On Wed, 20 Jan 2016, Andrew Cooper wrote:
> On 20/01/16 14:29, Stefano Stabellini wrote:
> > On Wed, 20 Jan 2016, Andrew Cooper wrote:
> >> On 20/01/16 10:36, Xiao Guangrong wrote:
> >>> Hi,
> >>>
> >>> On 01/20/2016 06:15 PM, Haozhong Zhang wrote:
> >>>
> >>>> CCing QEMU vNVDIMM maintainer: Xiao Guangrong
> >>>>
> >>>>> Conceptually, an NVDIMM is just like a fast SSD which is linearly
> >>>>> mapped
> >>>>> into memory.  I am still on the dom0 side of this fence.
> >>>>>
> >>>>> The real question is whether it is possible to take an NVDIMM, split it
> >>>>> in half, give each half to two different guests (with appropriate NFIT
> >>>>> tables) and that be sufficient for the guests to just work.
> >>>>>
> >>>> Yes, one NVDIMM device can be split into multiple parts and assigned
> >>>> to different guests, and QEMU is responsible to maintain virtual NFIT
> >>>> tables for each part.
> >>>>
> >>>>> Either way, it needs to be a toolstack policy decision as to how to
> >>>>> split the resource.
> >>> Currently, we are using NVDIMM as a block device and a DAX-based
> >>> filesystem
> >>> is created upon it in Linux so that file-related accesses directly reach
> >>> the NVDIMM device.
> >>>
> >>> In KVM, If the NVDIMM device need to be shared by different VMs, we can
> >>> create multiple files on the DAX-based filesystem and assign the file to
> >>> each VMs.

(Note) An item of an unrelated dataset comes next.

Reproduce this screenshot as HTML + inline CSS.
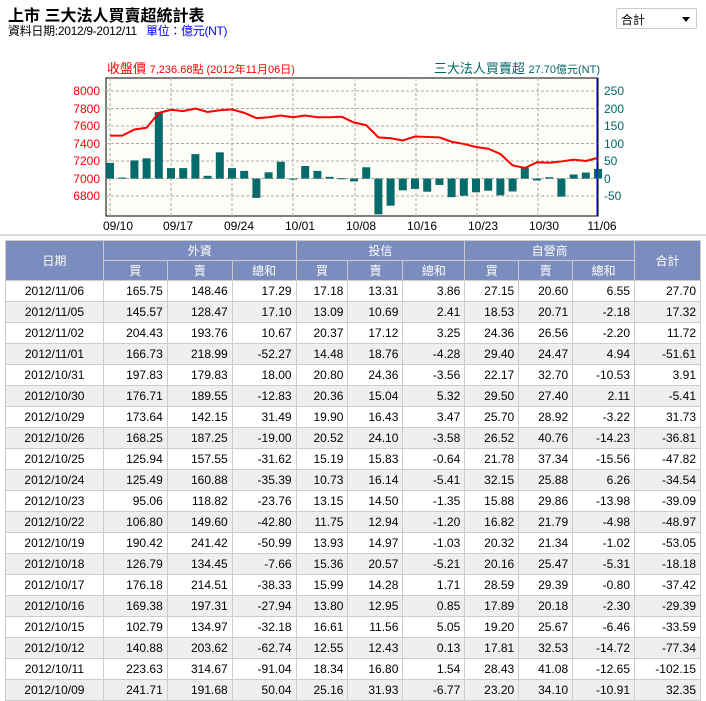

In the future, we can enable namespace (partition-like) for
> >>> PMEM
> >>> memory and assign the namespace to each VMs (current Linux driver uses
> >>> the
> >>> whole PMEM as a single namespace).
> >>>
> >>> I think it is not a easy work to let Xen hypervisor recognize NVDIMM
> >>> device
> >>> and manager NVDIMM resource.
> >>>
> >>> Thanks!
> >>>
> >> The more I see about this, the more sure I am that we want to keep it as
> >> a block device managed by dom0.
> >>
> >> In the case of the DAX-based filesystem, I presume files are not
> >> necessarily contiguous.  I also presume that this is worked around by
> >> permuting the mapping of the virtual NVDIMM such that the it appears as
> >> a contiguous block of addresses to the guest?
> >>
> >> Today in Xen, Qemu already has the ability to create mappings in the
> >> guest's address space, e.g. to map PCI device BARs.  I don't see a
> >> conceptual difference here, although the security/permission model
> >> certainly is more complicated.
> > I imagine that mmap'ing  these /dev/pmemXX devices require root
> > privileges, does it not?
> 
> I presume it does, although mmap()ing a file on a DAX filesystem will
> work in the standard POSIX way.
> 
> Neither of these are sufficient however.  That gets Qemu a mapping of
> the NVDIMM, not the guest.  Something, one way or another, has to turn
> this into appropriate add-to-phymap hypercalls.
> 
> >
> > I wouldn't encourage the introduction of anything else that requires
> > root privileges in QEMU. With QEMU running as non-root by default in
> > 4.7, the feature will not be available unless users explicitly ask to
> > run QEMU as root (which they shouldn't really).
> 
> This isn't how design works.
> 
> First, design a feature in an architecturally correct way, and then
> design an security policy to fit.
>
> We should not stunt design based on an existing implementation.  In
> particular, if design shows that being a root only feature is the only
> sane way of doing this, it should be a root only feature.  (I hope this
> is not the case, but it shouldn't cloud the judgement of a design).

I would argue that security is an integral part of the architecture and
should not be retrofitted into it.

Is it really a good design if the only sane way to implement it is
making it a root-only feature? I think not. Designing security policies
for pieces of software that don't have the infrastructure for them is
costly and that cost should be accounted as part of the overall cost of
the solution rather than added to it in a second stage.


> (note, both before implement happens).

That is ideal but realistically in many cases nobody is able to produce
a design before the implementation happens. There is plenty of articles
written about this since the 90s / early 00s.